◆ Provided entries
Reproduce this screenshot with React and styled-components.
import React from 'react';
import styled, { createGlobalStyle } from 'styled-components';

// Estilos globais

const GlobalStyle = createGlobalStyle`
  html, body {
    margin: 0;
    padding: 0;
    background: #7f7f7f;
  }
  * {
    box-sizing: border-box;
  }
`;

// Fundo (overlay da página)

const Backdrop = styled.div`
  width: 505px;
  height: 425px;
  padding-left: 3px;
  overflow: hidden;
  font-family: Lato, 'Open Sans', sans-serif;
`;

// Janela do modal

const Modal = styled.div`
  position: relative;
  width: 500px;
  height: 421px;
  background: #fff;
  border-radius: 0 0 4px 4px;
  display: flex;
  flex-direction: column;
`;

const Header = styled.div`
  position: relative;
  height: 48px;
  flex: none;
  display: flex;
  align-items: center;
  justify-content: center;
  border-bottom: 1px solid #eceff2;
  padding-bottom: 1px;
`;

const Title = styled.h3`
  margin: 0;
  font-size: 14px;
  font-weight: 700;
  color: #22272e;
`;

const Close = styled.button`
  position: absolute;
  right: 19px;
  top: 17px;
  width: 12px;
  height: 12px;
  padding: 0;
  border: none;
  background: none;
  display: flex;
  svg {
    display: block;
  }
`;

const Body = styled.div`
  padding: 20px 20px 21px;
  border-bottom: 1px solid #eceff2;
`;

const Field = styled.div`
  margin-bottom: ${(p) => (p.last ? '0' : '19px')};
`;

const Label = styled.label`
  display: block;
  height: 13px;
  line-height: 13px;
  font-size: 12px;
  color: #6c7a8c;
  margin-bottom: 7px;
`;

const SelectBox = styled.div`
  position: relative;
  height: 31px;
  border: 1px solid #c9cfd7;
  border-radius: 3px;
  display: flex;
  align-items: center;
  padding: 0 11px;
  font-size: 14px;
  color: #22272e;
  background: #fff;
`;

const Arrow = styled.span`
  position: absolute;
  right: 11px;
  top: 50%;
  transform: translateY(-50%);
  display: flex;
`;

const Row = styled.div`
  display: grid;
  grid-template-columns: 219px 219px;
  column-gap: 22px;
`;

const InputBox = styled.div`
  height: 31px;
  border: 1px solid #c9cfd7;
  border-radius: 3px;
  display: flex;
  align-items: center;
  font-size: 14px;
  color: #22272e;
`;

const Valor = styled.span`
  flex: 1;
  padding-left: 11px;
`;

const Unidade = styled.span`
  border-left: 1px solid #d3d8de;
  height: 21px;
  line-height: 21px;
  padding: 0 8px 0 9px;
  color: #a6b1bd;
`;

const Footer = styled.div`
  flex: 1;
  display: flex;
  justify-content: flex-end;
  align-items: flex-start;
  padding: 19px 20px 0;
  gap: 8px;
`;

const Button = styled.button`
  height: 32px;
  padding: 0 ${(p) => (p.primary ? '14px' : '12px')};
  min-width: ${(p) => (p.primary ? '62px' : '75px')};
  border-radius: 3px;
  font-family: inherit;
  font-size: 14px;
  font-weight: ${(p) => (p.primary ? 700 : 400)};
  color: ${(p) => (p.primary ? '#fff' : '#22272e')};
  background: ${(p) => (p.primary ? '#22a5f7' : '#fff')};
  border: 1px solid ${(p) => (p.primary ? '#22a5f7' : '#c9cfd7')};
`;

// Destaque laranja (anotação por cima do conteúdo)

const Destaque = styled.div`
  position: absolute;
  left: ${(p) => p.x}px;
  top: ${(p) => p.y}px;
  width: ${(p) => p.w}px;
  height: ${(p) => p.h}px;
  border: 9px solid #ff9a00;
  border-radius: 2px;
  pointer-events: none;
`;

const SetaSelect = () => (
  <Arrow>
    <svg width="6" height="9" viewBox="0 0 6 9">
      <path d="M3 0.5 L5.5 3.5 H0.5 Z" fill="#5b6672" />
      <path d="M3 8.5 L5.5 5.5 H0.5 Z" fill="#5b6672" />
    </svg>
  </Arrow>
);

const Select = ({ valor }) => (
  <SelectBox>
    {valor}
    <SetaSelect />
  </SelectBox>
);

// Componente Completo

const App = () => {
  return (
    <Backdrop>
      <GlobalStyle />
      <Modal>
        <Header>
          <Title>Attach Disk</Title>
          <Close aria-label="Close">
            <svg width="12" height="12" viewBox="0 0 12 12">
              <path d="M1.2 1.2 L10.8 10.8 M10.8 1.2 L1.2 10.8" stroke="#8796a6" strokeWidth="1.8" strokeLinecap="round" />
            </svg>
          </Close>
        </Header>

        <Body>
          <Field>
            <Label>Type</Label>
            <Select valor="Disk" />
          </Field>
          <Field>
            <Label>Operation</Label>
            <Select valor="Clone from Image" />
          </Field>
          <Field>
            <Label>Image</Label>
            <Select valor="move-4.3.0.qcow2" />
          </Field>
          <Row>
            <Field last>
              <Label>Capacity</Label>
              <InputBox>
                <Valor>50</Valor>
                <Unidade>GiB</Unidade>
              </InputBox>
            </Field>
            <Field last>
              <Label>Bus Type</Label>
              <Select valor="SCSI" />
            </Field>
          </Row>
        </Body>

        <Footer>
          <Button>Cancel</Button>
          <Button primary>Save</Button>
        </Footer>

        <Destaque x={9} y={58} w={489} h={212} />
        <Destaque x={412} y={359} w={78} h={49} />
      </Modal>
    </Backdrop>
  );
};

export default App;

---

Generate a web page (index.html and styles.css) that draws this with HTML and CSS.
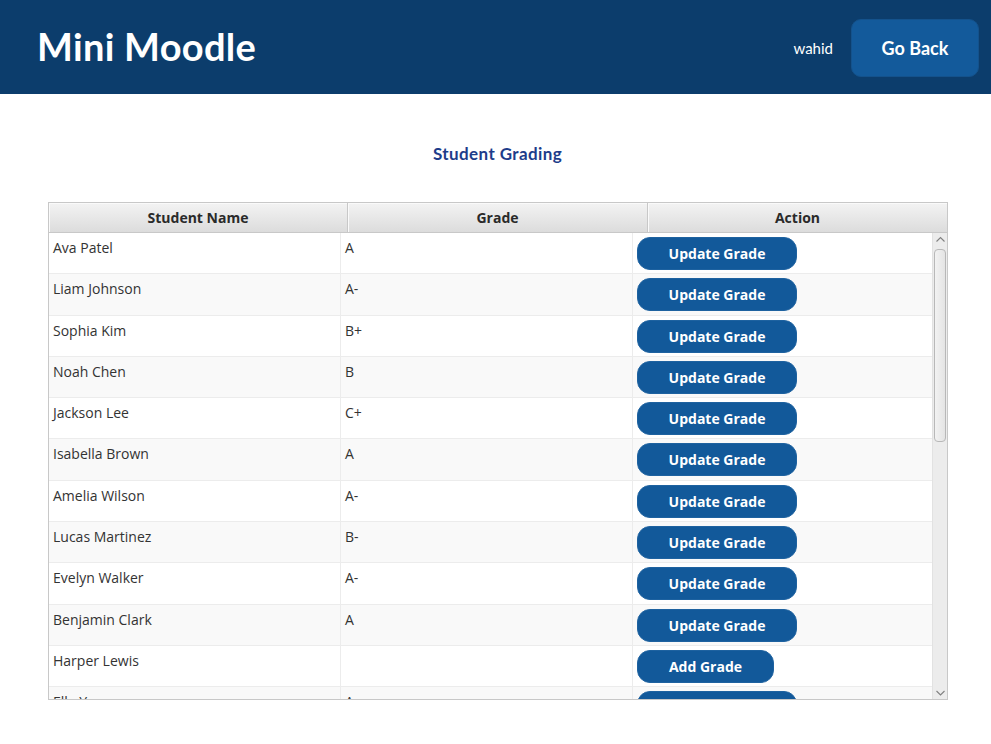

◆ What the task requires
Filter for "components". Return all lines that hold it.

◆ Solved exercise
Reproduce this screenshot with React and styled-components.
import styled, { createGlobalStyle } from 'styled-components';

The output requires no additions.